March 23, 2008
Following several disturbing incidents on the ice during the ’07-’08 season, NHL commissioner Gary Bettman recently took steps in order improve refereeing. All game officials have now received special training in order to better assess a player guilt’s when handing out penalties.
Boston Fans were the first to witness the new technique during Friday night’s game between the Habs & the Bruins. After a minor scuffle late in the second period, referee Bryan Murphy used the Vulcan mind-meld to peer into the mind of Boston defenseman Mark Stuart and determine if he was provoked by an alleged slashing incident moments earlier.
“My mind to your mind…”
February 26, 2008
Two things you ought to know about me: I like hockey, and I’ve been known to chug down a few pints at McKibbin’s from time to time.
On Tuesdays the Habs usually play at the Bell Center, and McKibbin’s holds this amusing little contest where waitresses stroll around the pub with a deck of large plastic cards right before the game.
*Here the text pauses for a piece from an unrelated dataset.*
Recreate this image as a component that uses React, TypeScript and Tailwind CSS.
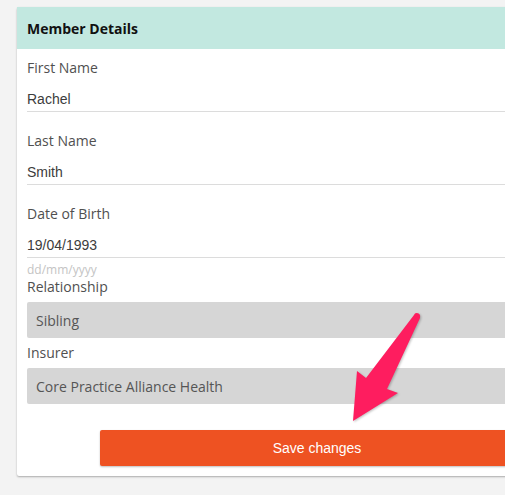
import React from "react";

const fields = [
  { label: "First Name", value: "Rachel" },
  { label: "Last Name", value: "Smith" },
  { label: "Date of Birth", value: "19/04/1993", hint: "dd/mm/yyyy" },
];

const selects = [
  { label: "Relationship", value: "Sibling" },
  { label: "Insurer", value: "Core Practice Alliance Health" },
];

export default function App() {
  return (
    <div className="relative min-h-screen overflow-hidden bg-[#f3f3f3] pl-[17px] pt-[7px]">
      <div className="w-[600px] rounded-[2px] bg-white shadow-[0_1px_2px_rgba(0,0,0,0.3)]">
        <div className="flex h-[42px] items-center bg-[#c2e8e0] px-[10px] font-['Open_Sans',sans-serif] text-[14px] font-bold text-[#111]">
          Member Details
        </div>
        <div className="px-[10px] pb-[10px] pt-[8px]">
          {fields.map((f) => (
            <div key={f.label} className={f.hint ? "" : "mb-[18px]"}>
              <div className="h-[20px] font-['Open_Sans',sans-serif] text-[14px] leading-[22px] text-[#505050]">
                {f.label}
              </div>
              <div className="h-[35px] border-b border-[#dcdcdc] pt-[14px] font-['Liberation_Sans',Arial,sans-serif] text-[14px] leading-[16px] text-[#3c3c3c]">
                {f.value}
              </div>
              {f.hint && (
                <div className="mt-[4px] h-[14px] font-['Open_Sans',sans-serif] text-[12px] leading-[15px] text-[#c4c4c4]">
                  {f.hint}
                </div>
              )}
            </div>
          ))}
          {selects.map((s, i) => (
            <div key={s.label} className={i > 0 ? "mt-[4px]" : ""}>
              <div className="h-[20px] font-['Open_Sans',sans-serif] text-[14px] leading-[22px] text-[#505050]">
                {s.label}
              </div>
              <div className="mt-[6px] flex h-[36px] items-center rounded-[2px] bg-[#d6d6d6] px-[9px] font-['Open_Sans',sans-serif] text-[14px] text-[#555]">
                {s.value}
              </div>
            </div>
          ))}
          <button className="ml-[73px] mt-[26px] flex h-[36px] w-[434px] items-center justify-center rounded-[2px] bg-[#ee5222] font-['Liberation_Sans',Arial,sans-serif] text-[14px] text-white shadow-[0_1px_2px_rgba(0,0,0,0.25)]">
            Save changes
          </button>
        </div>
      </div>
      <svg
        className="pointer-events-none absolute left-0 top-0"
        width="505"
        height="495"
        viewBox="0 0 505 495"
      >
        <path
          d="M416 313 Q421 313 420 318 L387 389 L398 393 L353 421 L357 371 L366 378 L414 315 Q414.5 313.5 416 313 Z"
          fill="#fe1d5f"
          style={{ filter: "drop-shadow(1px 1px 1px rgba(0,0,0,0.25))" }}
        />
      </svg>
    </div>
  );
}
One of the patrons sitting at each table gets to pick a card; the card has a number on it, representing the jersey number of one of the Canadiens playing that night. The card is then fixed atop this tiny metal stand so as to identify the table; if that player happens to score at any point during the game (aside from shootouts), you and your friends are treated to a free round of shots.
I’ve been to McKibbin’s thrice on Tuesdays this season. On each occasion I picked the card for the table, and each time I ended up with #26, worn by Josh Gorges, a defenseman from British Columbia playing his second season in Montreal.
The odds on drawing the same number on three separate occasions seem a bit long, but I was willing to overlook any alleged irregularity. Problem is, Gorges hasn’t scored in two years, he racked up a whopping five assists this year, and his plus/minus stinks worse than Ryan O’Byrne’s purse-snatching skills.
I have a sneaking suspicion I’ll draw “lucky” number 26 tonight. So. Gorges. Buddy. If you’re reading this, how’s about you hustle yer ass off against Atlanta so I can get smashed on Tequila? Cool?